Há algum tempo, na televisão brasileira, uma campanha para atenuar o preconceito frente a portadores de AIDS utilizava-se do seguinte recurso: colocava um grupo de jovens interagindo, falando, brincando. Nesse meio tempo, uma voz em off trazia o seguinte questionamento: éramos capazes de distinguir quem, daquele grupo, era portador do vírus da AIDS?
A idéia, em Pos or Not, desenvolvido pelo grupo mtvU (mesmos criadores de Darfur is Dying) é basicamente essa. Aparecem, seqüencialmente, várias fotos com breves descrições e o internauta é convocado a "chutar" se a pessoa em questão é soropositiva. Depois do chute, a próxima tela vem com a resposta (acerto ou erro) e com um breve comentário feito pela própria pessoa. Se ela possui o vírus, esse comentário explica quando a pessoa descobriu. Se não, há apenas uma "mensagem" da própria pessoa, geralmente relacionada ao assunto. Mais simples, impossível.
Ao se propor como jogo, no entanto, parece-me que fortalece a retórica de que "é impossível descobrir, pela aparência ou por dados externos, quem é aidético". Primeiro, porque o internauta é induzido a arriscar, a externar um julgamento precipitado. É a partir daqueles dados que ele irá tentar adivinhar. Ou seja, exige-se do "jogador" o preconceito, para então desmistificá-lo. Na TV, a propaganda fluía sem mesmo alguém tomar partido. Fluía, também, se eu trocasse de canal no meio dela. No caso do "jogo", o desfecho depende a agentividade do internauta.
Não vou entrar no mérito de se esse assunto está batido ou não. Para mim, sim. Para muitos que lerão esse texto, também. Mas há de se levar em conta que é um jogo que, graças à Internet, tem uma projeção mundial, e pode chegar a sociedades que mal sabemos como pensam e como se posicionam frente a esse assunto.

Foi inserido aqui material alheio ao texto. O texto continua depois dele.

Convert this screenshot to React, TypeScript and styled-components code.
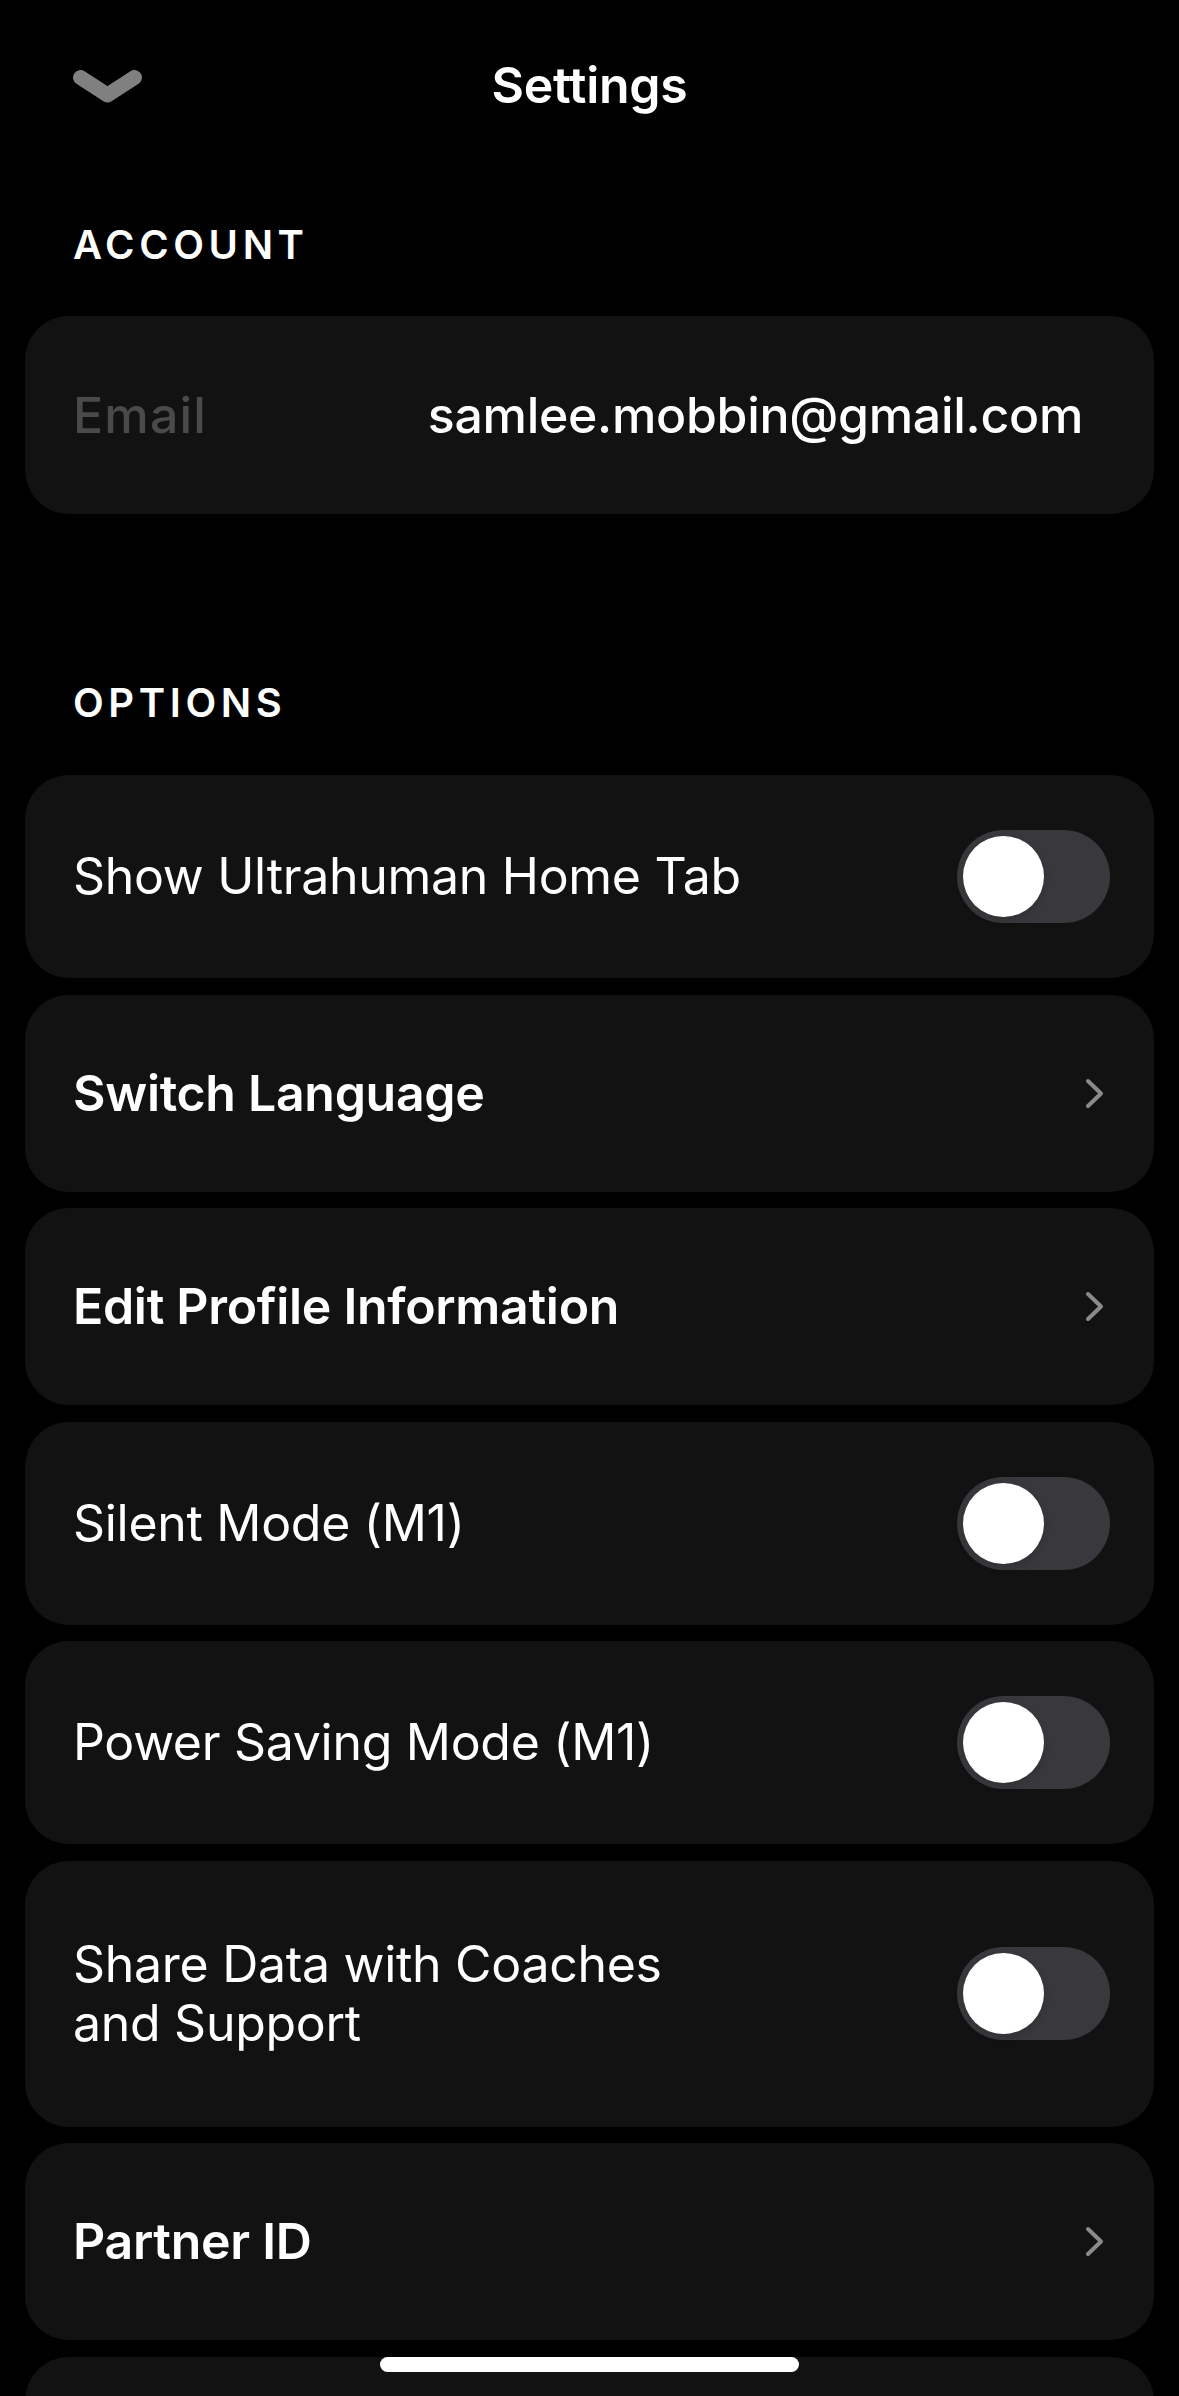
import React from "react";
import styled, { createGlobalStyle } from "styled-components";

const GlobalStyle = createGlobalStyle`
  html, body {
    margin: 0;
    padding: 0;
    background: #000;
  }
  body {
    font-family: Inter, "Noto Sans", "Liberation Sans", sans-serif;
    color: #fff;
    -webkit-font-smoothing: antialiased;
  }
`;

const Screen = styled.div`
  width: 1179px;
  min-height: 2396px;
  background: #000;
  display: flex;
  flex-direction: column;
  box-sizing: border-box;
  padding: 0 25px;
`;

const Header = styled.header`
  height: 170px;
  display: grid;
  grid-template-columns: 1fr auto 1fr;
  align-items: center;
  padding: 0 48px;
  box-sizing: border-box;
`;

const BackButton = styled.button`
  background: none;
  border: none;
  padding: 0;
  width: 69px;
  height: 34px;
  display: flex;
  align-items: center;
  margin-top: 4px;
`;

const Title = styled.h1`
  margin: 0;
  font-size: 50px;
  font-weight: 600;
  letter-spacing: -0.3px;
  color: #fff;
`;

const SectionLabel = styled.h2<{ $top: number }>`
  margin: ${({ $top }) => $top}px 0 0 48px;
  font-size: 40px;
  line-height: 48px;
  font-weight: 600;
  letter-spacing: 4.6px;
  text-transform: uppercase;
  color: #fff;
`;

const List = styled.div<{ $top: number }>`
  margin-top: ${({ $top }) => $top}px;
  display: flex;
  flex-direction: column;
  gap: 16.5px;
`;

const Card = styled.div<{ $padY: number }>`
  background: #121212;
  border-radius: 44px;
  padding: ${({ $padY }) => $padY}px 44px ${({ $padY }) => $padY}px 48px;
  display: flex;
  align-items: center;
  justify-content: space-between;
  gap: 24px;
`;

const FieldLabel = styled.span`
  font-size: 50px;
  line-height: 60px;
  font-weight: 500;
  color: #4a4a4c;
  letter-spacing: 1.2px;
`;

const FieldValue = styled.span`
  font-size: 50px;
  line-height: 60px;
  font-weight: 500;
  color: #fff;
  letter-spacing: -0.3px;
  margin-right: 27px;
`;

const RowText = styled.span<{ $bold?: boolean }>`
  font-size: 50px;
  line-height: 59px;
  font-weight: ${({ $bold }) => ($bold ? 600 : 400)};
  letter-spacing: -0.3px;
  color: #fff;
  white-space: pre-line;
`;

const Track = styled.div<{ $on?: boolean }>`
  flex: none;
  width: 153px;
  height: 93px;
  border-radius: 47px;
  background: ${({ $on }) => ($on ? "#34c759" : "#39393d")};
  padding: 6px;
  box-sizing: border-box;
  display: flex;
  justify-content: ${({ $on }) => ($on ? "flex-end" : "flex-start")};
`;

const Knob = styled.div`
  width: 81px;
  height: 81px;
  border-radius: 50%;
  background: #fff;
  box-shadow: 0 3px 8px rgba(0, 0, 0, 0.15);
`;

const ChevronBox = styled.div`
  flex: none;
  width: 19px;
  height: 31px;
  margin-right: 6px;
  display: flex;
`;

const HomeIndicator = styled.div`
  position: fixed;
  left: 380px;
  top: 2357px;
  width: 419px;
  height: 15px;
  border-radius: 8px;
  background: #fff;
`;

const ChevronDown = () => (
  <svg width="69" height="34" viewBox="0 0 69 34">
    <polyline
      points="7.5,7.5 34.5,25 61.5,7.5"
      fill="none"
      stroke="#808080"
      strokeWidth="15"
      strokeLinecap="round"
      strokeLinejoin="round"
    />
  </svg>
);

const ChevronRight = () => (
  <ChevronBox>
    <svg width="19" height="31" viewBox="0 0 19 31">
      <polyline
        points="3,3 16,15.5 3,28"
        fill="none"
        stroke="#8a8a8e"
        strokeWidth="4"
        strokeLinecap="round"
        strokeLinejoin="round"
      />
    </svg>
  </ChevronBox>
);

const Toggle: React.FC<{ on?: boolean }> = ({ on }) => (
  <Track $on={on}>
    <Knob />
  </Track>
);

type Option =
  | { kind: "toggle"; label: string; padY: number }
  | { kind: "link"; label: string };

const options: Option[] = [
  { kind: "toggle", label: "Show Ultrahuman Home Tab", padY: 55 },
  { kind: "link", label: "Switch Language" },
  { kind: "link", label: "Edit Profile Information" },
  { kind: "toggle", label: "Silent Mode (M1)", padY: 55 },
  { kind: "toggle", label: "Power Saving Mode (M1)", padY: 55 },
  { kind: "toggle", label: "Share Data with Coaches\nand Support", padY: 74 },
  { kind: "link", label: "Partner ID" },
  { kind: "link", label: "" },
];

const App: React.FC = () => (
  <>
    <GlobalStyle />
    <Screen>
      <Header>
        <BackButton aria-label="Close">
          <ChevronDown />
        </BackButton>
        <Title>Settings</Title>
        <span />
      </Header>

      <SectionLabel $top={51}>Account</SectionLabel>
      <List $top={47}>
        <Card $padY={69}>
          <FieldLabel>Email</FieldLabel>
          <FieldValue>samlee.mobbin@gmail.com</FieldValue>
        </Card>
      </List>

      <SectionLabel $top={165}>Options</SectionLabel>
      <List $top={48}>
        {options.map((o, i) =>
          o.kind === "toggle" ? (
            <Card key={i} $padY={o.padY}>
              <RowText>{o.label}</RowText>
              <Toggle />
            </Card>
          ) : (
            <Card key={i} $padY={69}>
              <RowText $bold>{o.label}</RowText>
              <ChevronRight />
            </Card>
          )
        )}
      </List>
    </Screen>
    <HomeIndicator />
  </>
);

export default App;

A criação desse jogo já denota a sua necessidade - quem o criou não o fez à toa, mas consciente de que havia muito preconceito sobre o assunto. Além disso, haver, em paralelo, um site com um grande suporte para esclarecer dúvidas sobre o HIV é uma iniciativa louvável.
Em suma, ao se analisar serious games como esse, não se pode ter um olhar voltado somente para o que nós, em nosso contexto e com nossa noção de jogos e diversão podemos achar ou não do jogo. Em vez disso, há de se tentar localizá-lo no seu próprio contexto e entender, a partir disso suas vantagens e seus limites. Assim, é óbvio que nenhum fanático por jogos vai passar horas no site, "divertindo-se a valer" com esse mecanismo interativo que foi criado. Por outro lado, a própria simplicidade do jogo faz com que sua "resposta", ou seja, o efeito que ele quer gerar, venha muito rápido para o internauta que acessá-lo. O "combo" jogo e site parece funcionar legal para alguém que não tenha muita informação sobre HIV. No jogo, são desconstruídas possíveis crenças de "tendências" de pessoas de determinada cor, idade ou localidade serem mais ou menos propensas a terem o vírus. Para amparar essa desestabilização proposital, todo o site envolta do jogo conscientiza quem quiser se aprofundar no assunto sobre o vírus, crenças, fatos, etc.
Quando clamo (e reclamo) por qualidade na apropriação de mecanismos de jogos para a conscientização de jogadores e internautas, pode parecer que exijo um "virtuosismo", uma perfeição que só pode ser adquirida com uma verba enorme, oitenta cabeças extremamente criativas e um período de, no mínimo dois anos. Iniciativas como essa mostram que dá para ser bom mantendo-se simples.